Not really. If you single someone out as CEO that's a punishment. Even if your words are superficially nice what he really did was blame the engineer and told him not to do it again. He should have left it with the engineer's line manager to make that comment, if at all because essentially he's telling the employee nothing that he didn't know already.

You did something well, but we made mistakes.


> because essentially he's telling the employee nothing that he didn't know already.

The employee did not know that the CEO would be so forgiving. And it helps set that culture as other's here about the incidence and response.

Also, why is this so important? If your punishment for bringing down Facebook is your boss' boss telling you "Hey even if this is a serious mistake, I don't want you to worry that you're going to be out of a job. Consider this a learning opportunity," than that seems more than fair to me.
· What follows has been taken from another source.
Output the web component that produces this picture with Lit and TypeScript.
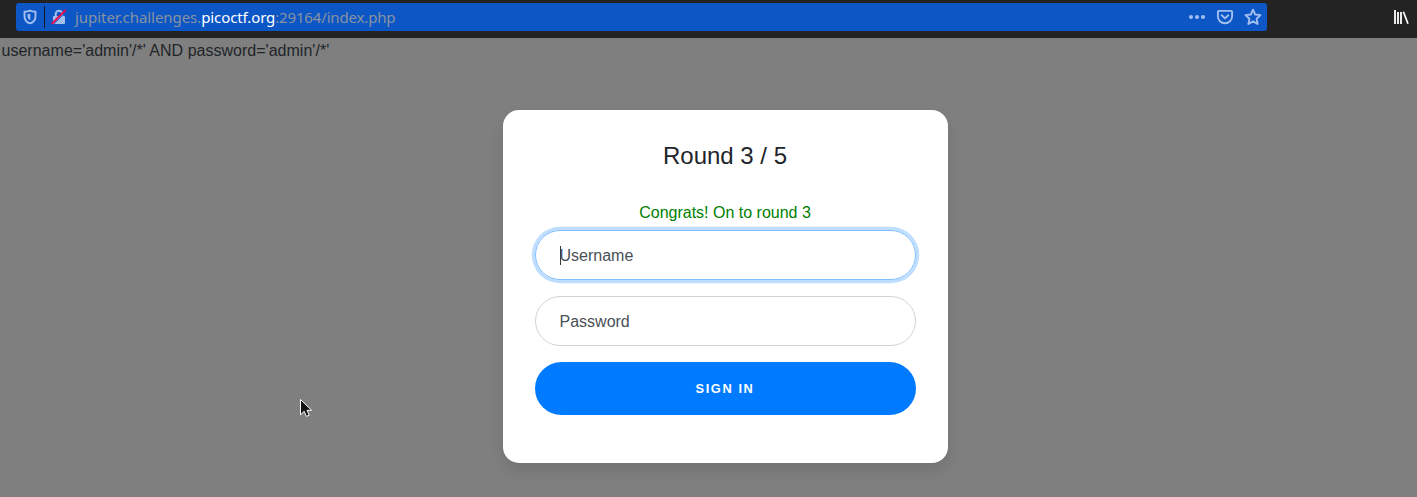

Why worry about being so sensitive?


> Even if your words are superficially nice what he really did was blame the engineer and told him not to do it again.

The person being told that may feel that way, but IMO nothing from his phrasing implies that:

    "let's just consider it an expensive learning opportunity to redesign the system so it can't happen again"
Note the "can't" in the "can't happen again" - he isn't telling the employee "don't you dare do that again!" as you seem to be saying, he's saying "let's all figure out how to protect our systems from such mistakes".


Strange way to describe the same situation and Zuck's thrust there in different words. Zuck is literally saying "failing together" and "learning together".


It's typically said to everyone at an all-hands meeting or similar, not to a single person.

Delivering such a message personally to an individual is also sending another message.


It depends on the culture of the company.